◆ **DO THIS**
Transcribe the material below exactly as it appears.

◆ **DATA LINES**
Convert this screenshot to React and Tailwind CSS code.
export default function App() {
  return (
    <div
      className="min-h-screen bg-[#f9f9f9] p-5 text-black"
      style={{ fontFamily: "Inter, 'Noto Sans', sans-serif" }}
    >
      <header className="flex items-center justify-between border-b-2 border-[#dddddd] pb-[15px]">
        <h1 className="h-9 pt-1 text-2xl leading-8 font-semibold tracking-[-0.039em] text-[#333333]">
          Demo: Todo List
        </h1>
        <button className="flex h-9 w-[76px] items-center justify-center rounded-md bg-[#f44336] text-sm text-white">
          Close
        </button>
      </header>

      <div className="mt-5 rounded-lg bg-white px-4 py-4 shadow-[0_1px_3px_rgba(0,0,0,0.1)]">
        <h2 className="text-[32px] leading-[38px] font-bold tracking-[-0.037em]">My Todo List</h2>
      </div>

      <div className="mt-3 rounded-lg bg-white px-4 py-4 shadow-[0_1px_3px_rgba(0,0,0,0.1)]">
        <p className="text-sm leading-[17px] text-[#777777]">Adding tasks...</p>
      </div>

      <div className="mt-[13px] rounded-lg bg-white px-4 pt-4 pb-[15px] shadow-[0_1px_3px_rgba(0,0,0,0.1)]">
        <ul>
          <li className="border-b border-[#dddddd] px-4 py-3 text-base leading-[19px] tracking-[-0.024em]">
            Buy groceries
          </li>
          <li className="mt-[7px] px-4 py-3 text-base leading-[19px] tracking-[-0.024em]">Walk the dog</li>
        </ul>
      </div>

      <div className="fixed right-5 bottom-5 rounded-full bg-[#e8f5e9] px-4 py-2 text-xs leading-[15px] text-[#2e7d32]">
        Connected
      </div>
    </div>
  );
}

◆ **TASK SOLUTION**
Convert this screenshot to React and Tailwind CSS code.
export default function App() {
  return (
    <div
      className="min-h-screen bg-[#f9f9f9] p-5 text-black"
      style={{ fontFamily: "Inter, 'Noto Sans', sans-serif" }}
    >
      <header className="flex items-center justify-between border-b-2 border-[#dddddd] pb-[15px]">
        <h1 className="h-9 pt-1 text-2xl leading-8 font-semibold tracking-[-0.039em] text-[#333333]">
          Demo: Todo List
        </h1>
        <button className="flex h-9 w-[76px] items-center justify-center rounded-md bg-[#f44336] text-sm text-white">
          Close
        </button>
      </header>

      <div className="mt-5 rounded-lg bg-white px-4 py-4 shadow-[0_1px_3px_rgba(0,0,0,0.1)]">
        <h2 className="text-[32px] leading-[38px] font-bold tracking-[-0.037em]">My Todo List</h2>
      </div>

      <div className="mt-3 rounded-lg bg-white px-4 py-4 shadow-[0_1px_3px_rgba(0,0,0,0.1)]">
        <p className="text-sm leading-[17px] text-[#777777]">Adding tasks...</p>
      </div>

      <div className="mt-[13px] rounded-lg bg-white px-4 pt-4 pb-[15px] shadow-[0_1px_3px_rgba(0,0,0,0.1)]">
        <ul>
          <li className="border-b border-[#dddddd] px-4 py-3 text-base leading-[19px] tracking-[-0.024em]">
            Buy groceries
          </li>
          <li className="mt-[7px] px-4 py-3 text-base leading-[19px] tracking-[-0.024em]">Walk the dog</li>
        </ul>
      </div>

      <div className="fixed right-5 bottom-5 rounded-full bg-[#e8f5e9] px-4 py-2 text-xs leading-[15px] text-[#2e7d32]">
        Connected
      </div>
    </div>
  );
}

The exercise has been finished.